The Pensions Minister, Steve Webb, has played down fears that new freedoms handed to millions of savers yesterday will leave them at the mercy of fraudsters and unscrupulous financial advisers.
Over-55s were handed the right to cash in their pensions, instead of having to buy an annuity, under reforms announced by the Chancellor last year.
The changes have been broadly welcomed, although experts warn that savers could be taken advantage of. JLT Employee Benefits has claimed that more than £50bn of defined contribution pension pots are at risk from scams offering people inflated returns on their money.
Critics point out that just hundreds of advisers have been available to help people make decisions about their futures, including through the Government’s free Pension Wise service.

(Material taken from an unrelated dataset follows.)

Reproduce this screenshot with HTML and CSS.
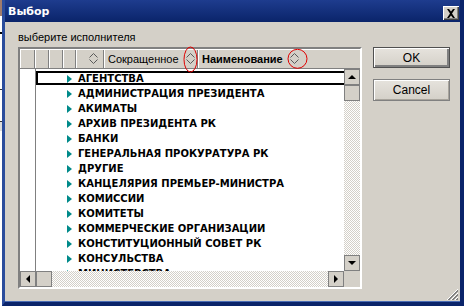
FILE: index.html
```html
<!DOCTYPE html>
<html>
<head>
	<title>Выбор</title>
	<meta charset="utf-8">
	<link rel="stylesheet" href="styles.css">
</head>
<body>
	<div class="desk">
		<div class="behind"></div>
		<div class="window">
			<div class="title_bar">
				<span class="title_text">Выбор</span>
				<span class="close_btn">
					<svg width="10" height="9" viewBox="0 0 10 9"><path d="M1 0h2l2 2.5 2-2.5h2l-3 4.5 3 4.5h-2l-2-2.5-2 2.5h-2l3-4.5z" fill="#000"/></svg>
				</span>
			</div>
			<div class="dlg_body">
				<div class="picker">
					<div class="picker_label">выберите исполнителя</div>
					<div class="grid">
						<div class="grid_head">
							<div class="hcell w15"></div>
							<div class="hcell w14"></div>
							<div class="hcell w14"></div>
							<div class="hcell w13"></div>
							<div class="hcell w28 sort_only">
								<svg class="sort_ico" width="9" height="11" viewBox="0 0 9 11"><path d="M0.5 4.5l4-4 4 4M0.5 6.5l4 4 4-4" fill="none" stroke="#5a5a5a"/></svg>
							</div>
							<div class="hcell w94">
								<span class="hcell_text">Сокращенное</span>
								<svg class="sort_ico" width="9" height="11" viewBox="0 0 9 11"><path d="M0.5 4.5l4-4 4 4M0.5 6.5l4 4 4-4" fill="none" stroke="#5a5a5a"/></svg>
							</div>
							<div class="hcell grow">
								<span class="hcell_text bold">Наименование</span>
								<svg class="sort_ico" width="9" height="11" viewBox="0 0 9 11"><path d="M0.5 4.5l4-4 4 4M0.5 6.5l4 4 4-4" fill="none" stroke="#5a5a5a"/></svg>
							</div>
						</div>
						<div class="grid_rows">
							<div class="indicator_col"></div>
							<div class="row_list">
								<div class="row sel"><span class="arrow"></span>АГЕНТСТВА</div>
								<div class="row"><span class="arrow"></span>АДМИНИСТРАЦИЯ ПРЕЗИДЕНТА</div>
								<div class="row"><span class="arrow"></span>АКИМАТЫ</div>
								<div class="row"><span class="arrow"></span>АРХИВ ПРЕЗИДЕНТА РК</div>
								<div class="row"><span class="arrow"></span>БАНКИ</div>
								<div class="row"><span class="arrow"></span>ГЕНЕРАЛЬНАЯ ПРОКУРАТУРА РК</div>
								<div class="row"><span class="arrow"></span>ДРУГИЕ</div>
								<div class="row"><span class="arrow"></span>КАНЦЕЛЯРИЯ ПРЕМЬЕР-МИНИСТРА</div>
								<div class="row"><span class="arrow"></span>КОМИССИИ</div>
								<div class="row"><span class="arrow"></span>КОМИТЕТЫ</div>
								<div class="row"><span class="arrow"></span>КОММЕРЧЕСКИЕ ОРГАНИЗАЦИИ</div>
								<div class="row"><span class="arrow"></span>КОНСТИТУЦИОННЫЙ СОВЕТ РК</div>
								<div class="row"><span class="arrow"></span>КОНСУЛЬСТВА</div>
								<div class="row"><span class="arrow"></span>МИНИСТЕРСТВА</div>
							</div>
						</div>
						<div class="vscroll">
							<div class="sbtn"><span class="tri up"></span></div>
							<div class="sthumb"></div>
							<div class="strack"></div>
							<div class="sbtn"><span class="tri down"></span></div>
						</div>
						<div class="hscroll">
							<div class="sbtn"><span class="tri left"></span></div>
							<div class="sthumb"></div>
							<div class="strack"></div>
							<div class="sbtn"><span class="tri right"></span></div>
						</div>
						<div class="corner"></div>
					</div>
				</div>
				<div class="buttons">
					<div class="btn default">OK</div>
					<div class="btn">Cancel</div>
				</div>
			</div>
			<svg class="grip" width="13" height="13" viewBox="0 0 13 13">
				<path d="M12 1L1 12M12 5L5 12M12 9L9 12" stroke="#fff" stroke-width="1"/>
				<path d="M12 2L2 12M12 3L3 12M12 6L6 12M12 7L7 12M12 10L10 12M12 11L11 12" stroke="#808080" stroke-width="1"/>
			</svg>
		</div>
	</div>
	<svg class="marks" width="464" height="306" viewBox="0 0 464 306">
		<ellipse cx="190.5" cy="59.5" rx="6.5" ry="12.5" fill="none" stroke="#e00000" stroke-width="1"/>
		<ellipse cx="297.5" cy="58.8" rx="9.5" ry="9.5" fill="none" stroke="#e00000" stroke-width="1"/>
	</svg>
</body>
</html>
```

FILE: styles.css
```css
*{
	box-sizing:border-box;
	margin:0;
	padding:0;
}
body{
	width:464px;
	height:306px;
	overflow:hidden;
	background:#fff;
	font-family:"Liberation Sans",Arial,sans-serif;
	font-size:11px;
	color:#000;
}
.desk{
	display:flex;
	height:306px;
}
.behind{
	width:2px;
	background:linear-gradient(#a07c6c 0 16px,#fff 16px 32px,#000 32px 34px,#fff 34px 89px,#333 89px 90px,#fff 90px 121px,#333 121px 122px,#dcdcdc 122px 131px,#fff 131px);
}
.window{
	position:relative;
	flex:1;
	display:flex;
	flex-direction:column;
	background:#d4d0c8;
	border-left:3px solid #2a4c9c;
	border-right:4px solid #0a246a;
	border-bottom:4px solid #0a246a;
	box-shadow:inset 0 -1px #4a6cb4;
}
.title_bar{
	height:22px;
	display:flex;
	align-items:center;
	justify-content:space-between;
	padding:0 1px 0 3px;
	background:linear-gradient(#1e3c8e,#0a246a);
}
.title_text{
	color:#fff;
	font-weight:bold;
	font-size:11px;
	font-family:"DejaVu Sans",sans-serif;
}
.close_btn{
	width:16px;
	height:14px;
	margin-top:4px;
	display:flex;
	align-items:center;
	justify-content:center;
	background:#d4d0c8;
	box-shadow:inset 1px 1px #fff,inset -1px -1px #404040,inset -2px -2px #808080;
}
.dlg_body{
	display:flex;
	padding:8px 0 0 13px;
}
.picker{
	width:344px;
}
.picker_label{
	height:17px;
	line-height:15px;
	font-size:11px;
}
.grid{
	width:344px;
	height:242px;
	border:2px solid;
	border-color:#808080 #fff #fff #808080;
	display:grid;
	grid-template-columns:324px 16px;
	grid-template-rows:20px 202px 16px;
	background:#d4d0c8;
}
.grid_head{
	grid-column:1 / 3;
	display:flex;
	border-bottom:1px solid #808080;
}
.hcell{
	height:19px;
	display:flex;
	align-items:center;
	box-shadow:inset 1px 1px #fff,inset -1px 0 #808080;
	padding-left:4px;
}
.w15{width:15px;}
.w14{width:14px;}
.w13{width:13px;}
.w28{width:28px;}
.w94{width:94px;}
.grow{flex:1;box-shadow:inset 1px 1px #fff;}
.sort_only{justify-content:flex-end;padding-right:3px;}
.hcell_text{
	font-size:11px;
	margin-right:auto;
}
.bold{font-weight:bold;}
.grow .hcell_text{margin-right:7px;}
.sort_ico{
	margin-right:3px;
}
.grid_rows{
	display:flex;
	background:#fff;
	overflow:hidden;
}
.indicator_col{
	width:16px;
	border-right:1px solid #808080;
}
.row_list{
	flex:1;
	padding-top:2px;
}
.row{
	position:relative;
	height:15px;
	display:flex;
	align-items:center;
	padding-left:31px;
	font-family:"DejaVu Sans",sans-serif;
	font-weight:bold;
	font-size:10px;
	white-space:nowrap;
}
.row.sel::before{
	content:"";
	position:absolute;
	left:0;
	right:-2px;
	top:0;
	bottom:1px;
	border:2px solid #000;
}
.arrow{
	width:0;
	height:0;
	border-style:solid;
	border-width:4px 0 4px 5px;
	border-color:transparent transparent transparent #008a8a;
	margin-right:6px;
}
.vscroll{
	display:flex;
	flex-direction:column;
}
.hscroll{
	display:flex;
}
.sbtn,.sthumb{
	width:16px;
	height:16px;
	border:1px solid #808080;
	background:#d4d0c8;
	display:flex;
	align-items:center;
	justify-content:center;
}
.strack{
	flex:1;
	background:repeating-conic-gradient(#d4d0c8 0 25%,#fff 0 50%) 0 0/2px 2px;
}
.tri{
	width:0;
	height:0;
	border-style:solid;
}
.tri.up{border-width:0 4px 4px 4px;border-color:transparent transparent #000 transparent;}
.tri.down{border-width:4px 4px 0 4px;border-color:#000 transparent transparent transparent;}
.tri.left{border-width:4px 4px 4px 0;border-color:transparent #000 transparent transparent;}
.tri.right{border-width:4px 0 4px 4px;border-color:transparent transparent transparent #000;}
.corner{
	background:#d4d0c8;
}
.buttons{
	margin:17px 0 0 11px;
	display:flex;
	flex-direction:column;
	gap:11px;
}
.btn{
	width:77px;
	height:22px;
	display:flex;
	align-items:center;
	justify-content:center;
	font-size:12px;
	border:1px solid #808080;
	background:linear-gradient(#e6e3dd,#d4d0c8);
	box-shadow:inset 1px 1px #fff,inset -1px -1px #a8a49c;
}
.btn.default{
	height:21px;
	border-color:#505050;
	box-shadow:inset 1px 1px #fff,inset -2px -2px #808080;
}
.grip{
	position:absolute;
	right:1px;
	bottom:1px;
}
.marks{
	position:absolute;
	left:0;
	top:0;
}
```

However, Mr Webb told the BBC that yesterday was “a starting gun, it’s not a deadline”.
“We’ve created a website and trained hundreds of people to answer the phones. We’ll be monitoring it on a daily basis but there are plenty of people to give people the guidance and information they need.
“By setting people free we also want them to make good choices and that’s why Pension Wise has been set up.”
Financial advisory Hargreaves Lansdown said it recived more than 150,000 requests for information about the new pension changes over the past year.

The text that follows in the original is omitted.